WHAT YOU ARE ASKED TO DO » Return the data exactly, with all pictures removed.

──────────

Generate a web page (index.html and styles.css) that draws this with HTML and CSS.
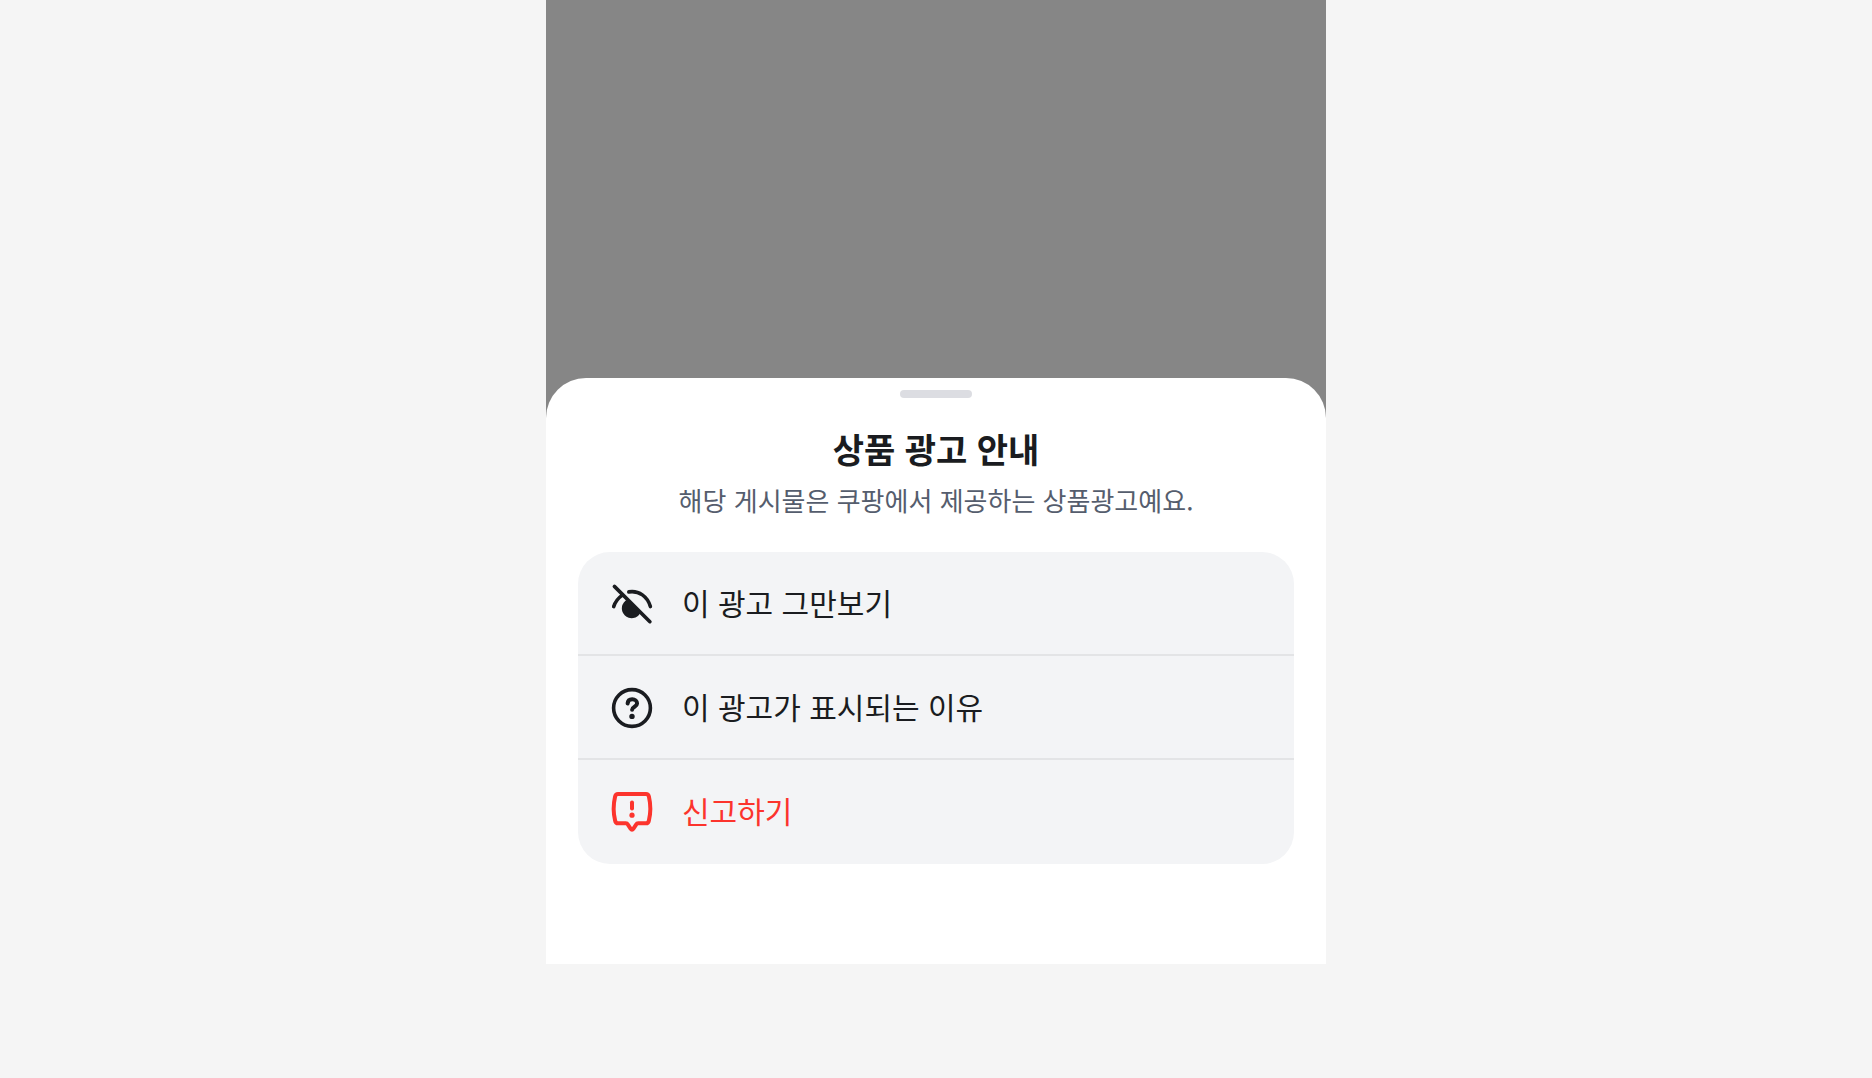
FILE: index.html
```
<!DOCTYPE html>
<html lang="ko">
<head>
<meta charset="UTF-8" />
<meta name="viewport" content="width=device-width, initial-scale=1" />
<title>상품 광고 안내</title>
<link rel="stylesheet" href="styles.css">
</head>
<body>
  <div class="screen">
    <section class="sheet" role="dialog" aria-labelledby="sheetTitle">
      <div class="handle"></div>
      <h1 id="sheetTitle">상품 광고 안내</h1>
      <p class="description">해당 게시물은 쿠팡에서 제공하는 상품광고예요.</p>

      <ul class="menu">
        <li>
          <button type="button" class="menu-item">
            <svg class="icon" viewBox="0 0 44 44" aria-hidden="true">
              <path class="line" d="M4.4 4.4L39.9 39.7M3.7 24.6C5.2 20 8 16.2 12 13.4M18.8 9.9C29 8.2 37.6 14.7 40.4 24.6" />
              <path class="fill" d="M17.5 17.5A9.8 9.8 0 1 0 30.5 30.5Z" />
            </svg>
            <span>이 광고 그만보기</span>
          </button>
        </li>
        <li>
          <button type="button" class="menu-item">
            <svg class="icon" viewBox="0 0 44 44" aria-hidden="true">
              <circle class="line" cx="22" cy="22" r="18.4" />
              <path class="line bold" d="M17.6 17.5C17.8 14.7 19.7 13.2 22.2 13.2C25 13.2 27.1 15 27.1 17.6C27.1 20.7 22.2 20.8 22.1 23.7" />
              <circle class="fill" cx="22" cy="30.4" r="2.7" />
            </svg>
            <span>이 광고가 표시되는 이유</span>
          </button>
        </li>
        <li>
          <button type="button" class="menu-item danger">
            <svg class="icon" viewBox="0 0 44 44" aria-hidden="true">
              <path class="line bold" d="M8 4H36C37.7 4 38.5 4.9 38.9 6.5C40.6 13.8 40.6 23.5 38.9 30.5C38.5 32.5 37.5 33.3 36 33.3H28.2C27.2 33.3 26.6 33.7 26.1 34.6L23.3 38.8C22.5 39.9 21.5 39.9 20.7 38.8L17.9 34.6C17.4 33.7 16.8 33.3 15.8 33.3H8C6.5 33.3 5.5 32.5 5.1 30.5C3.4 23.5 3.4 13.8 5.1 6.5C5.5 4.9 6.3 4 8 4Z" />
              <path class="line bold" d="M22 12.6V18.4" />
              <circle class="fill" cx="22" cy="25.2" r="2.6" />
            </svg>
            <span>신고하기</span>
          </button>
        </li>
      </ul>
    </section>
  </div>
</body>
</html>
```
FILE: styles.css
```
* {
  box-sizing: border-box;
}
body {
  margin: 0;
  background: #f5f5f5;
  font-family: "Noto Sans CJK KR", sans-serif;
  color: #1a1c20;
}
.screen {
  max-width: 780px;
  margin: 0 auto;
  padding-top: 378px;
  background: #868686;
}
.sheet {
  padding: 12px 32px 100px;
  background: #fff;
  border-radius: 40px 40px 0 0;
  text-align: center;
}
.handle {
  width: 72px;
  height: 8px;
  margin: 0 auto 28px;
  border-radius: 4px;
  background: #dcdde2;
}
h1 {
  margin: 0;
  font-size: 34px;
  line-height: 46px;
  font-weight: 700;
}
.description {
  margin: 10px 0 34px;
  font-size: 26px;
  line-height: 36px;
  color: #555d6d;
}
.menu {
  margin: 0;
  padding: 0;
  list-style: none;
  background: #f3f4f6;
  border-radius: 32px;
  overflow: hidden;
}
.menu-item {
  display: flex;
  align-items: center;
  gap: 28px;
  width: 100%;
  min-height: 104px;
  padding: 0 32px;
  border: none;
  background: none;
  color: inherit;
  font-family: inherit;
  font-size: 30px;
  line-height: 40px;
  text-align: left;
  cursor: pointer;
}
.menu-item span {
  padding-bottom: 4px;
}
.menu li:not(:last-child) {
  box-shadow: inset 0 -2px #e3e4e6;
}
.menu-item.danger {
  color: #fc342d;
}
.icon {
  flex: none;
  width: 44px;
  height: 44px;
}
.line {
  fill: none;
  stroke: currentColor;
  stroke-width: 3.6;
  stroke-linecap: round;
  stroke-linejoin: round;
}
.line.bold {
  stroke-width: 4;
}
.fill {
  fill: currentColor;
}
```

──────────

FULL ANSWER »
Generate a web page (index.html and styles.css) that draws this with HTML and CSS.
FILE: index.html
```
<!DOCTYPE html>
<html lang="ko">
<head>
<meta charset="UTF-8" />
<meta name="viewport" content="width=device-width, initial-scale=1" />
<title>상품 광고 안내</title>
<link rel="stylesheet" href="styles.css">
</head>
<body>
  <div class="screen">
    <section class="sheet" role="dialog" aria-labelledby="sheetTitle">
      <div class="handle"></div>
      <h1 id="sheetTitle">상품 광고 안내</h1>
      <p class="description">해당 게시물은 쿠팡에서 제공하는 상품광고예요.</p>

      <ul class="menu">
        <li>
          <button type="button" class="menu-item">
            <svg class="icon" viewBox="0 0 44 44" aria-hidden="true">
              <path class="line" d="M4.4 4.4L39.9 39.7M3.7 24.6C5.2 20 8 16.2 12 13.4M18.8 9.9C29 8.2 37.6 14.7 40.4 24.6" />
              <path class="fill" d="M17.5 17.5A9.8 9.8 0 1 0 30.5 30.5Z" />
            </svg>
            <span>이 광고 그만보기</span>
          </button>
        </li>
        <li>
          <button type="button" class="menu-item">
            <svg class="icon" viewBox="0 0 44 44" aria-hidden="true">
              <circle class="line" cx="22" cy="22" r="18.4" />
              <path class="line bold" d="M17.6 17.5C17.8 14.7 19.7 13.2 22.2 13.2C25 13.2 27.1 15 27.1 17.6C27.1 20.7 22.2 20.8 22.1 23.7" />
              <circle class="fill" cx="22" cy="30.4" r="2.7" />
            </svg>
            <span>이 광고가 표시되는 이유</span>
          </button>
        </li>
        <li>
          <button type="button" class="menu-item danger">
            <svg class="icon" viewBox="0 0 44 44" aria-hidden="true">
              <path class="line bold" d="M8 4H36C37.7 4 38.5 4.9 38.9 6.5C40.6 13.8 40.6 23.5 38.9 30.5C38.5 32.5 37.5 33.3 36 33.3H28.2C27.2 33.3 26.6 33.7 26.1 34.6L23.3 38.8C22.5 39.9 21.5 39.9 20.7 38.8L17.9 34.6C17.4 33.7 16.8 33.3 15.8 33.3H8C6.5 33.3 5.5 32.5 5.1 30.5C3.4 23.5 3.4 13.8 5.1 6.5C5.5 4.9 6.3 4 8 4Z" />
              <path class="line bold" d="M22 12.6V18.4" />
              <circle class="fill" cx="22" cy="25.2" r="2.6" />
            </svg>
            <span>신고하기</span>
          </button>
        </li>
      </ul>
    </section>
  </div>
</body>
</html>
```
FILE: styles.css
```
* {
  box-sizing: border-box;
}
body {
  margin: 0;
  background: #f5f5f5;
  font-family: "Noto Sans CJK KR", sans-serif;
  color: #1a1c20;
}
.screen {
  max-width: 780px;
  margin: 0 auto;
  padding-top: 378px;
  background: #868686;
}
.sheet {
  padding: 12px 32px 100px;
  background: #fff;
  border-radius: 40px 40px 0 0;
  text-align: center;
}
.handle {
  width: 72px;
  height: 8px;
  margin: 0 auto 28px;
  border-radius: 4px;
  background: #dcdde2;
}
h1 {
  margin: 0;
  font-size: 34px;
  line-height: 46px;
  font-weight: 700;
}
.description {
  margin: 10px 0 34px;
  font-size: 26px;
  line-height: 36px;
  color: #555d6d;
}
.menu {
  margin: 0;
  padding: 0;
  list-style: none;
  background: #f3f4f6;
  border-radius: 32px;
  overflow: hidden;
}
.menu-item {
  display: flex;
  align-items: center;
  gap: 28px;
  width: 100%;
  min-height: 104px;
  padding: 0 32px;
  border: none;
  background: none;
  color: inherit;
  font-family: inherit;
  font-size: 30px;
  line-height: 40px;
  text-align: left;
  cursor: pointer;
}
.menu-item span {
  padding-bottom: 4px;
}
.menu li:not(:last-child) {
  box-shadow: inset 0 -2px #e3e4e6;
}
.menu-item.danger {
  color: #fc342d;
}
.icon {
  flex: none;
  width: 44px;
  height: 44px;
}
.line {
  fill: none;
  stroke: currentColor;
  stroke-width: 3.6;
  stroke-linecap: round;
  stroke-linejoin: round;
}
.line.bold {
  stroke-width: 4;
}
.fill {
  fill: currentColor;
}
```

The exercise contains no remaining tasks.